▶ **Given task**:
Work out how many lines in the listing below include the word "that"; answer with the number alone.

▶ **Provided information**:

--

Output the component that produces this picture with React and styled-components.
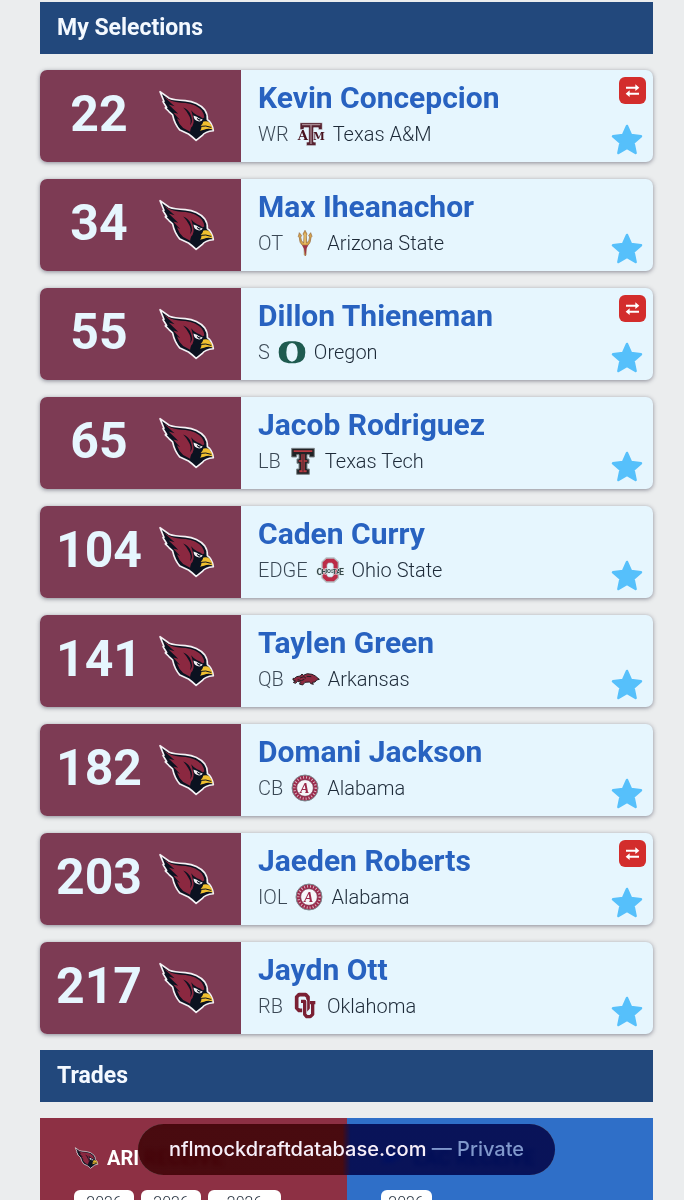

--

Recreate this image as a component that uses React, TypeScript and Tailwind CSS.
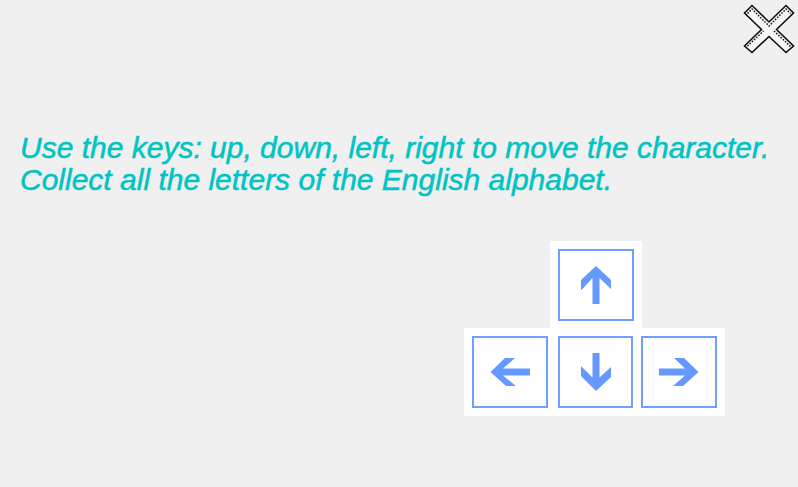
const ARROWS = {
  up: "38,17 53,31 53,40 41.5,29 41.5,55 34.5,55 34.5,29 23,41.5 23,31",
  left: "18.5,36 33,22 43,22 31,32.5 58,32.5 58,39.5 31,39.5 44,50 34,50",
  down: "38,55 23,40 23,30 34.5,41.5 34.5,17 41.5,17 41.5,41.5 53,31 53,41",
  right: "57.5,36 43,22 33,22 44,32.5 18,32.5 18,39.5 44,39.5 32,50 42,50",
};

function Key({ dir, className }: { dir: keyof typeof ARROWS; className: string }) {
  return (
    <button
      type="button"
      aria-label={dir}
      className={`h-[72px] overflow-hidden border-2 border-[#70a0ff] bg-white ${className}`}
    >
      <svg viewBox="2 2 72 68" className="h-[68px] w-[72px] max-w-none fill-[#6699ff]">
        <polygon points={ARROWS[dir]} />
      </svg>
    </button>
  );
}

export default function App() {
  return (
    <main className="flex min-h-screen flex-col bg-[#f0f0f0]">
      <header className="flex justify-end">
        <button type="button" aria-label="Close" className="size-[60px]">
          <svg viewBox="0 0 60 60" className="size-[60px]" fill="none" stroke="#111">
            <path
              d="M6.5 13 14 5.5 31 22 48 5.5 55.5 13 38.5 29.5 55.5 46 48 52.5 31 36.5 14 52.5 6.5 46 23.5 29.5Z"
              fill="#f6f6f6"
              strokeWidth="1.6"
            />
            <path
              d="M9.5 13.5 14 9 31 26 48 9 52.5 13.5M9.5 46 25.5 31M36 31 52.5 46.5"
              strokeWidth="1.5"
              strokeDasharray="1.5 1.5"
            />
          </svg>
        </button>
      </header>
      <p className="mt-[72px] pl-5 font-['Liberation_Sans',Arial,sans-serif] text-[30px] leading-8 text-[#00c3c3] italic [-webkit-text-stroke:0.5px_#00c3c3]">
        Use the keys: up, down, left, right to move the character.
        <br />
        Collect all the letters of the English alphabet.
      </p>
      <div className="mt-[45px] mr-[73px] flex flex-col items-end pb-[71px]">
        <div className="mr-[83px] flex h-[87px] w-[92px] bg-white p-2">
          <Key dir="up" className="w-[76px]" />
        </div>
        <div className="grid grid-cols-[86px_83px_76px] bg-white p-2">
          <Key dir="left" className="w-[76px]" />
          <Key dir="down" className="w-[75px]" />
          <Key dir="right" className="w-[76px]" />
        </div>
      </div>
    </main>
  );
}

--

▶ **Final answer**:
2